Diese Ankündigung des Theiss-Verlages drückt schon ziemlich genau aus, was den Leser mit diesem Buch erwartet.

Auf 454 Seiten entfaltet sich das Leben und Umfeld der Menschen von der Geburt bis zum Tod, einmal das enge Umfeld im Kreis der Familie und im beruflichen Umkreis, aber auch der Blick über den Tellerrand kommt nicht zu kurz.

Eine sehr große Menge an Informationen wurde herangezogen, allein die Bibliografie umfasst 34 Seiten und so kann man in Teilbereichen, für die man noch tiefergehende Informationen wünscht, auch noch weiter in die Materie einsteigen.

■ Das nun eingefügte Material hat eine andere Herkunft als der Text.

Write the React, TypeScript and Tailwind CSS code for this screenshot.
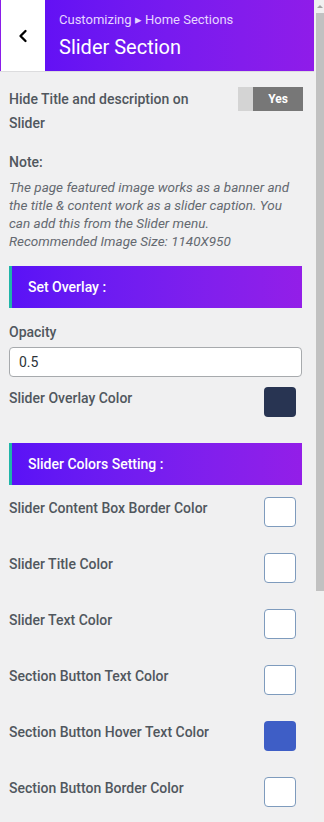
import { ChevronLeft } from 'lucide-react'

const colorRows: { label: string; color?: string }[] = [
  { label: 'Slider Content Box Border Color' },
  { label: 'Slider Title Color' },
  { label: 'Slider Text Color' },
  { label: 'Section Button Text Color' },
  { label: 'Section Button Hover Text Color', color: '#3e5ec6' },
  { label: 'Section Button Border Color' },
]

function Swatch({ color }: { color?: string }) {
  return (
    <div
      className={`w-[32px] h-[30px] rounded-[4px] border shrink-0 ${color ? 'border-transparent' : 'border-[#7e9bbd] bg-white'}`}
      style={color ? { backgroundColor: color } : undefined}
    />
  )
}

function SectionHeading({ title }: { title: string }) {
  return (
    <div className="h-[42px] flex items-center pl-[16px] border-l-[3px] border-[#1fb5a9] bg-gradient-to-r from-[#5a12f6] to-[#931ee8] text-white text-[14px] font-medium">
      {title}
    </div>
  )
}

export default function App() {
  return (
    <div className="h-[822px] w-[324px] overflow-hidden flex bg-[#f0f0f1]" style={{ fontFamily: 'Roboto, "Noto Sans", sans-serif' }}>
      <div className="w-[314px] shrink-0 flex flex-col">
        <div className="flex h-[72px] shrink-0 border-b border-[#dcdcde]">
          <div className="w-[45px] bg-white border-l-[1.5px] border-[#8a1de9] flex items-center justify-center">
            <ChevronLeft className="w-[20px] h-[20px] text-black" strokeWidth={2.8} />
          </div>
          <div className="flex-1 bg-gradient-to-r from-[#6311f4] to-[#8f1ce9] pl-[14px] pt-[11px]">
            <div className="text-[13px] leading-[18px] text-[#e6d6ff]">Customizing ▸ Home Sections</div>
            <div className="text-[20px] leading-[28px] text-white mt-[4px]">Slider Section</div>
          </div>
        </div>

        <div className="px-[9px] pr-[12px]">
          <div className="flex items-start justify-between pt-[15px]">
            <div className="text-[14px] leading-[24px] font-medium text-[#50575e] w-[200px]">
              Hide Title and description on Slider
            </div>
            <div className="flex h-[24px] w-[65px] shrink-0 mr-[-1px]">
              <div className="w-[15px] bg-[#d4d4d4]" />
              <div className="flex-1 bg-[#777777] text-white text-[12px] font-bold flex items-center justify-center">Yes</div>
            </div>
          </div>

          <div className="mt-[17px] text-[14px] font-medium text-[#50575e] leading-[20px]">Note:</div>
          <p className="mt-[6px] text-[13.5px] leading-[18px] italic text-[#646970] pr-[4px]">
            The page featured image works as a banner and the title &amp; content work as a slider caption. You can add this from the Slider menu.
            <br />
            Recommended Image Size: 1140X950
          </p>

          <div className="mt-[16px]">
            <SectionHeading title="Set Overlay :" />
          </div>

          <div className="mt-[14px] text-[14px] font-medium text-[#50575e] leading-[20px]">Opacity</div>
          <div className="mt-[5px] h-[30px] bg-white border border-[#a7aaad] rounded-[4px] flex items-center pl-[9px] text-[14px] text-[#2c3338]">
            0.5
          </div>

          <div className="mt-[10px] flex items-start justify-between pr-[6px]">
            <div className="text-[14px] font-medium text-[#50575e] leading-[20px] pt-[1px]">Slider Overlay Color</div>
            <Swatch color="#283452" />
          </div>

          <div className="mt-[26px]">
            <SectionHeading title="Slider Colors Setting :" />
          </div>

          <div className="flex flex-col gap-[26px] mt-[12px] pr-[6px]">
            {colorRows.map((row) => (
              <div key={row.label} className="flex items-start justify-between">
                <div className="text-[14px] font-medium text-[#50575e] leading-[20px] pt-[1px]">{row.label}</div>
                <Swatch color={row.color} />
              </div>
            ))}
          </div>
        </div>
      </div>

      <div className="w-[10px] shrink-0 flex flex-col items-end bg-[#f0f0f0]">
        <div className="h-[13px] w-[8px] flex items-center justify-center">
          <div className="w-0 h-0 border-l-[3px] border-r-[3px] border-b-[3px] border-l-transparent border-r-transparent border-b-[#a3a3a3]" />
        </div>
        <div className="w-[8px] h-[578px] bg-[#c1c1c1]" />
      </div>
    </div>
  )
}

Das Buch ist hochwertig gestaltet, die Papierqualität unterscheidet sich deutlich von der anderer Hardcover oder Taschenbücher. Damit einher geht die gute Druckqualität der Holzstiche und Zeichnungen.

Für mich ist das Buch in erster Linie ein Nachschlagewerk für die Zeit um 1500. Wie bereits im letzten Leseabschnitt angekündigt, werde ich es dem Europäischen Burgeninstitut für seine umfassende Bibliothek zur Verfügung stellen.